ENTRIES PROVIDED:
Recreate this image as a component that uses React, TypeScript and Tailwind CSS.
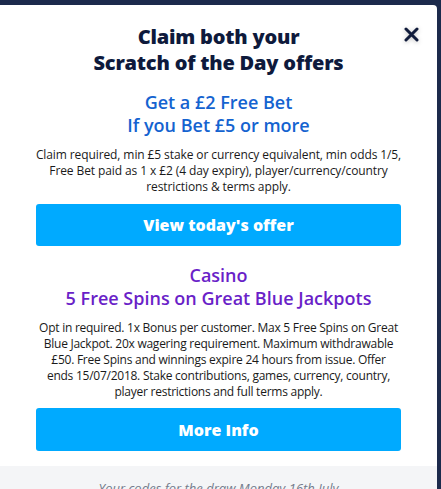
import React from 'react';

const font = { fontFamily: '"Open Sans", "Noto Sans", sans-serif' };

const App = () => {
  return (
    <div className="w-[441px] h-[489px] overflow-hidden bg-[#1c2a4c] pt-[5px]" style={font}>
      <div className="relative w-[437px] h-[484px] bg-white rounded-tr-[4px] overflow-hidden flex flex-col">
        {/* Close button */}
        <button className="absolute top-[17px] right-[14px] w-6 h-6 flex items-center justify-center" aria-label="Close">
          <svg width="15" height="15" viewBox="0 0 15 15" className="drop-shadow-[0_1px_2px_rgba(0,0,0,0.25)]">
            <path d="M2 2 L13 13 M13 2 L2 13" stroke="#101b3b" strokeWidth="3" strokeLinecap="round" />
          </svg>
        </button>

        <div className="px-[33px] pt-[19px] flex flex-col items-center text-center">
          <h1 className="text-[20px] leading-[26px] font-extrabold text-[#0e1a3c] tracking-[-0.2px]">
            Claim both your
            <br />
            Scratch of the Day offers
          </h1>

          <h2 className="mt-[15px] text-[18px] leading-[23px] font-semibold text-[#1463d0]">
            Get a £2 Free Bet
            <br />
            If you Bet £5 or more
          </h2>
          <p className="mt-[10px] text-[12px] leading-[16px] text-[#1a1a1a] tracking-[-0.1px]">
            Claim required, min £5 stake or currency equivalent, min odds 1/5,
            <br />
            Free Bet paid as 1 x £2 (4 day expiry), player/currency/country
            <br />
            restrictions &amp; terms apply.
          </p>
          <button className="mt-[9px] w-[365px] h-[42px] rounded-[3px] bg-[#00aaff] text-white text-[16px] font-extrabold">
            View today's offer
          </button>

          <h2 className="mt-[18px] text-[18px] leading-[23px] font-semibold text-[#6a1fc8]">
            Casino
            <br />
            5 Free Spins on Great Blue Jackpots
          </h2>
          <p className="mt-[10px] text-[12px] leading-[16px] text-[#1a1a1a] tracking-[-0.25px] whitespace-nowrap">
            Opt in required. 1x Bonus per customer. Max 5 Free Spins on Great
            <br />
            Blue Jackpot. 20x wagering requirement. Maximum withdrawable
            <br />
            £50. Free Spins and winnings expire 24 hours from issue. Offer
            <br />
            ends 15/07/2018. Stake contributions, games, currency, country,
            <br />
            player restrictions and full terms apply.
          </p>
          <button className="mt-[8px] w-[365px] h-[43px] rounded-[3px] bg-[#00aaff] text-white text-[16px] font-extrabold">
            More Info
          </button>
        </div>

        <div className="mt-[15px] flex-1 bg-[#f4f5f7] pt-[13px] text-center">
          <p className="text-[13px] italic text-[#737b8c]">Your codes for the draw Monday 16th July</p>
        </div>
      </div>
    </div>
  );
};

export default App;
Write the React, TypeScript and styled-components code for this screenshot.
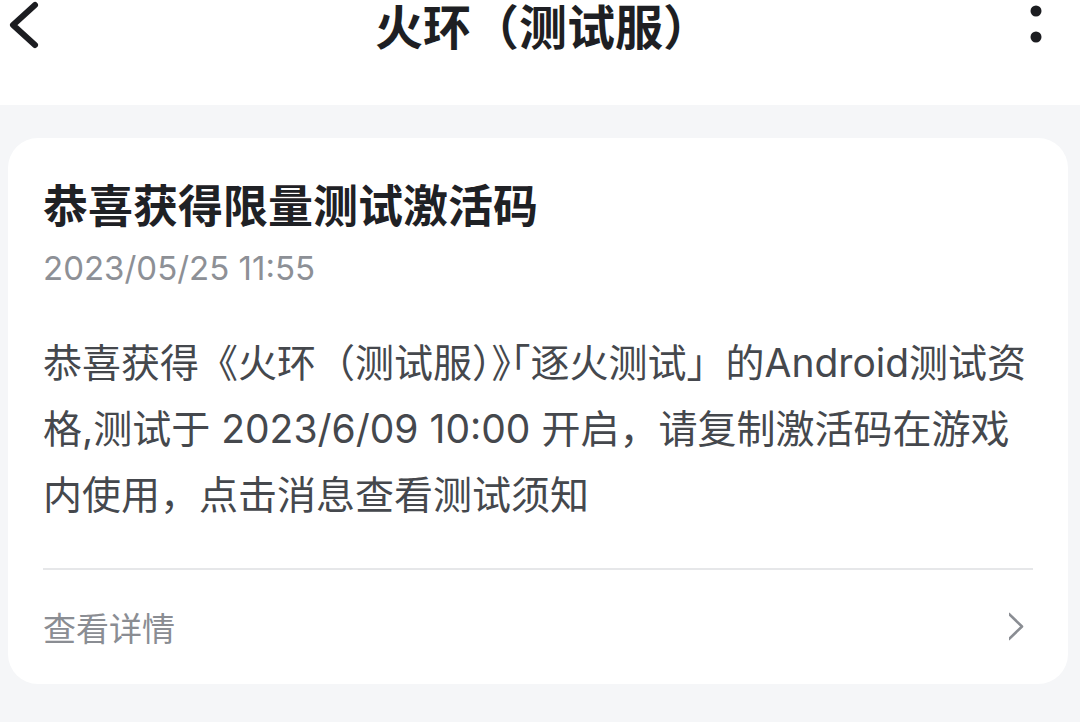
import React from "react";
import styled, { createGlobalStyle } from "styled-components";

const GlobalStyle = createGlobalStyle`
  html, body {
    margin: 0;
    padding: 0;
    background: #f5f6f8;
  }
  body {
    font-family: Inter, "Noto Sans CJK SC", sans-serif;
  }
`;

const Page = styled.div`
  width: 1080px;
  min-height: 722px;
  background: #f5f6f8;
  display: flex;
  flex-direction: column;
`;

const Header = styled.header`
  height: 105px;
  background: #ffffff;
  display: grid;
  grid-template-columns: 120px 1fr 120px;
  align-items: start;
  box-sizing: border-box;
`;

const IconButton = styled.button<{ $align: "start" | "end" }>`
  border: 0;
  background: transparent;
  padding: 0;
  height: 56px;
  display: flex;
  align-items: center;
  justify-content: ${(p) => (p.$align === "start" ? "flex-start" : "flex-end")};
  ${(p) => (p.$align === "start" ? "padding-left: 8px;" : "padding-right: 37px;")}
  cursor: pointer;
`;

const HeaderTitle = styled.h1`
  margin: 0;
  line-height: 48px;
  text-align: center;
  font-family: "Noto Sans CJK SC", sans-serif;
  font-size: 48px;
  font-weight: 700;
  color: #1e1f23;
  padding-left: 6px;
  white-space: nowrap;
`;

const Content = styled.main`
  padding: 33px 12px 38px 8px;
`;

const Card = styled.section`
  background: #ffffff;
  border-radius: 30px;
  padding: 0 35px;
`;

const CardTitle = styled.h2`
  margin: 0;
  padding-top: 36px;
  font-family: "Noto Sans CJK SC", sans-serif;
  font-size: 45px;
  line-height: 60px;
  font-weight: 700;
  color: #1f2125;
`;

const DateText = styled.div`
  margin-top: 12px;
  font-family: Inter, "Noto Sans CJK SC", sans-serif;
  font-size: 33px;
  line-height: 44px;
  color: #8d9096;
`;

const Body = styled.p`
  margin: 37px 0 0;
  font-family: Inter, "Noto Sans CJK SC", sans-serif;
  font-size: 39px;
  line-height: 66px;
  color: #45484d;
`;

const Punct = styled.span`
  font-family: "Noto Sans CJK SC", sans-serif;
  font-feature-settings: "halt" 1;
`;

const Divider = styled.hr`
  margin: 40px 0 0;
  border: 0;
  height: 2px;
  background: #e6e7e9;
`;

const FooterRow = styled.div`
  height: 114px;
  display: flex;
  align-items: center;
  justify-content: space-between;
`;

const FooterLabel = styled.span`
  font-family: "Noto Sans CJK SC", sans-serif;
  font-size: 33px;
  color: #8a8d93;
`;

const BackIcon = () => (
  <svg width="40" height="56" viewBox="0 0 40 56">
    <path
      d="M27 5 L5 25 L27 45"
      fill="none"
      stroke="#1c1d21"
      strokeWidth="6"
      strokeLinecap="round"
      strokeLinejoin="round"
    />
  </svg>
);

const MoreIcon = () => (
  <svg width="14" height="56" viewBox="0 0 14 56">
    <circle cx="7" cy="11" r="5.5" fill="#1c1d21" />
    <circle cx="7" cy="37" r="5.5" fill="#1c1d21" />
  </svg>
);

const ChevronRight = () => (
  <svg width="24" height="30" viewBox="0 0 24 30">
    <path
      d="M0 2 L13 14.5 L0 27"
      fill="none"
      stroke="#8a8d93"
      strokeWidth="2.6"
      strokeLinecap="round"
      strokeLinejoin="round"
    />
  </svg>
);

export default function App() {
  return (
    <>
      <GlobalStyle />
      <Page>
        <Header>
          <IconButton $align="start" aria-label="返回">
            <BackIcon />
          </IconButton>
          <HeaderTitle>火环（测试服）</HeaderTitle>
          <IconButton $align="end" aria-label="更多">
            <MoreIcon />
          </IconButton>
        </Header>
        <Content>
          <Card>
            <CardTitle>恭喜获得限量测试激活码</CardTitle>
            <DateText>2023/05/25 11:55</DateText>
            <Body>
              恭喜获得《火环（测试服）<Punct>》</Punct>「逐火测试」的Android测试资格,测试于 2023/6/09 10:00 开启，请复制激活码在游戏内使用，点击消息查看测试须知
            </Body>
            <Divider />
            <FooterRow>
              <FooterLabel>查看详情</FooterLabel>
              <ChevronRight />
            </FooterRow>
          </Card>
        </Content>
      </Page>
    </>
  );
}
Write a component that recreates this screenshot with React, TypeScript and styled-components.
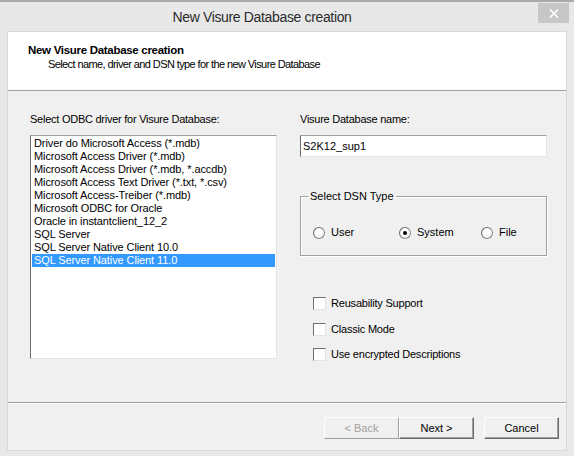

SHORT EXERCISE: Copy the material shown above in full and exactly. Skip the pictures.

THE RESPONSE:
Recreate this image as a component that uses React, TypeScript and Tailwind CSS.
import React from 'react';

const font = { fontFamily: '"Open Sans", "Noto Sans", sans-serif' };

const App = () => {
  return (
    <div className="w-[441px] h-[489px] overflow-hidden bg-[#1c2a4c] pt-[5px]" style={font}>
      <div className="relative w-[437px] h-[484px] bg-white rounded-tr-[4px] overflow-hidden flex flex-col">
        {/* Close button */}
        <button className="absolute top-[17px] right-[14px] w-6 h-6 flex items-center justify-center" aria-label="Close">
          <svg width="15" height="15" viewBox="0 0 15 15" className="drop-shadow-[0_1px_2px_rgba(0,0,0,0.25)]">
            <path d="M2 2 L13 13 M13 2 L2 13" stroke="#101b3b" strokeWidth="3" strokeLinecap="round" />
          </svg>
        </button>

        <div className="px-[33px] pt-[19px] flex flex-col items-center text-center">
          <h1 className="text-[20px] leading-[26px] font-extrabold text-[#0e1a3c] tracking-[-0.2px]">
            Claim both your
            <br />
            Scratch of the Day offers
          </h1>

          <h2 className="mt-[15px] text-[18px] leading-[23px] font-semibold text-[#1463d0]">
            Get a £2 Free Bet
            <br />
            If you Bet £5 or more
          </h2>
          <p className="mt-[10px] text-[12px] leading-[16px] text-[#1a1a1a] tracking-[-0.1px]">
            Claim required, min £5 stake or currency equivalent, min odds 1/5,
            <br />
            Free Bet paid as 1 x £2 (4 day expiry), player/currency/country
            <br />
            restrictions &amp; terms apply.
          </p>
          <button className="mt-[9px] w-[365px] h-[42px] rounded-[3px] bg-[#00aaff] text-white text-[16px] font-extrabold">
            View today's offer
          </button>

          <h2 className="mt-[18px] text-[18px] leading-[23px] font-semibold text-[#6a1fc8]">
            Casino
            <br />
            5 Free Spins on Great Blue Jackpots
          </h2>
          <p className="mt-[10px] text-[12px] leading-[16px] text-[#1a1a1a] tracking-[-0.25px] whitespace-nowrap">
            Opt in required. 1x Bonus per customer. Max 5 Free Spins on Great
            <br />
            Blue Jackpot. 20x wagering requirement. Maximum withdrawable
            <br />
            £50. Free Spins and winnings expire 24 hours from issue. Offer
            <br />
            ends 15/07/2018. Stake contributions, games, currency, country,
            <br />
            player restrictions and full terms apply.
          </p>
          <button className="mt-[8px] w-[365px] h-[43px] rounded-[3px] bg-[#00aaff] text-white text-[16px] font-extrabold">
            More Info
          </button>
        </div>

        <div className="mt-[15px] flex-1 bg-[#f4f5f7] pt-[13px] text-center">
          <p className="text-[13px] italic text-[#737b8c]">Your codes for the draw Monday 16th July</p>
        </div>
      </div>
    </div>
  );
};

export default App;
Write the React, TypeScript and styled-components code for this screenshot.
import React from "react";
import styled, { createGlobalStyle } from "styled-components";

const GlobalStyle = createGlobalStyle`
  html, body {
    margin: 0;
    padding: 0;
    background: #f5f6f8;
  }
  body {
    font-family: Inter, "Noto Sans CJK SC", sans-serif;
  }
`;

const Page = styled.div`
  width: 1080px;
  min-height: 722px;
  background: #f5f6f8;
  display: flex;
  flex-direction: column;
`;

const Header = styled.header`
  height: 105px;
  background: #ffffff;
  display: grid;
  grid-template-columns: 120px 1fr 120px;
  align-items: start;
  box-sizing: border-box;
`;

const IconButton = styled.button<{ $align: "start" | "end" }>`
  border: 0;
  background: transparent;
  padding: 0;
  height: 56px;
  display: flex;
  align-items: center;
  justify-content: ${(p) => (p.$align === "start" ? "flex-start" : "flex-end")};
  ${(p) => (p.$align === "start" ? "padding-left: 8px;" : "padding-right: 37px;")}
  cursor: pointer;
`;

const HeaderTitle = styled.h1`
  margin: 0;
  line-height: 48px;
  text-align: center;
  font-family: "Noto Sans CJK SC", sans-serif;
  font-size: 48px;
  font-weight: 700;
  color: #1e1f23;
  padding-left: 6px;
  white-space: nowrap;
`;

const Content = styled.main`
  padding: 33px 12px 38px 8px;
`;

const Card = styled.section`
  background: #ffffff;
  border-radius: 30px;
  padding: 0 35px;
`;

const CardTitle = styled.h2`
  margin: 0;
  padding-top: 36px;
  font-family: "Noto Sans CJK SC", sans-serif;
  font-size: 45px;
  line-height: 60px;
  font-weight: 700;
  color: #1f2125;
`;

const DateText = styled.div`
  margin-top: 12px;
  font-family: Inter, "Noto Sans CJK SC", sans-serif;
  font-size: 33px;
  line-height: 44px;
  color: #8d9096;
`;

const Body = styled.p`
  margin: 37px 0 0;
  font-family: Inter, "Noto Sans CJK SC", sans-serif;
  font-size: 39px;
  line-height: 66px;
  color: #45484d;
`;

const Punct = styled.span`
  font-family: "Noto Sans CJK SC", sans-serif;
  font-feature-settings: "halt" 1;
`;

const Divider = styled.hr`
  margin: 40px 0 0;
  border: 0;
  height: 2px;
  background: #e6e7e9;
`;

const FooterRow = styled.div`
  height: 114px;
  display: flex;
  align-items: center;
  justify-content: space-between;
`;

const FooterLabel = styled.span`
  font-family: "Noto Sans CJK SC", sans-serif;
  font-size: 33px;
  color: #8a8d93;
`;

const BackIcon = () => (
  <svg width="40" height="56" viewBox="0 0 40 56">
    <path
      d="M27 5 L5 25 L27 45"
      fill="none"
      stroke="#1c1d21"
      strokeWidth="6"
      strokeLinecap="round"
      strokeLinejoin="round"
    />
  </svg>
);

const MoreIcon = () => (
  <svg width="14" height="56" viewBox="0 0 14 56">
    <circle cx="7" cy="11" r="5.5" fill="#1c1d21" />
    <circle cx="7" cy="37" r="5.5" fill="#1c1d21" />
  </svg>
);

const ChevronRight = () => (
  <svg width="24" height="30" viewBox="0 0 24 30">
    <path
      d="M0 2 L13 14.5 L0 27"
      fill="none"
      stroke="#8a8d93"
      strokeWidth="2.6"
      strokeLinecap="round"
      strokeLinejoin="round"
    />
  </svg>
);

export default function App() {
  return (
    <>
      <GlobalStyle />
      <Page>
        <Header>
          <IconButton $align="start" aria-label="返回">
            <BackIcon />
          </IconButton>
          <HeaderTitle>火环（测试服）</HeaderTitle>
          <IconButton $align="end" aria-label="更多">
            <MoreIcon />
          </IconButton>
        </Header>
        <Content>
          <Card>
            <CardTitle>恭喜获得限量测试激活码</CardTitle>
            <DateText>2023/05/25 11:55</DateText>
            <Body>
              恭喜获得《火环（测试服）<Punct>》</Punct>「逐火测试」的Android测试资格,测试于 2023/6/09 10:00 开启，请复制激活码在游戏内使用，点击消息查看测试须知
            </Body>
            <Divider />
            <FooterRow>
              <FooterLabel>查看详情</FooterLabel>
              <ChevronRight />
            </FooterRow>
          </Card>
        </Content>
      </Page>
    </>
  );
}
Write a component that recreates this screenshot with React, TypeScript and styled-components.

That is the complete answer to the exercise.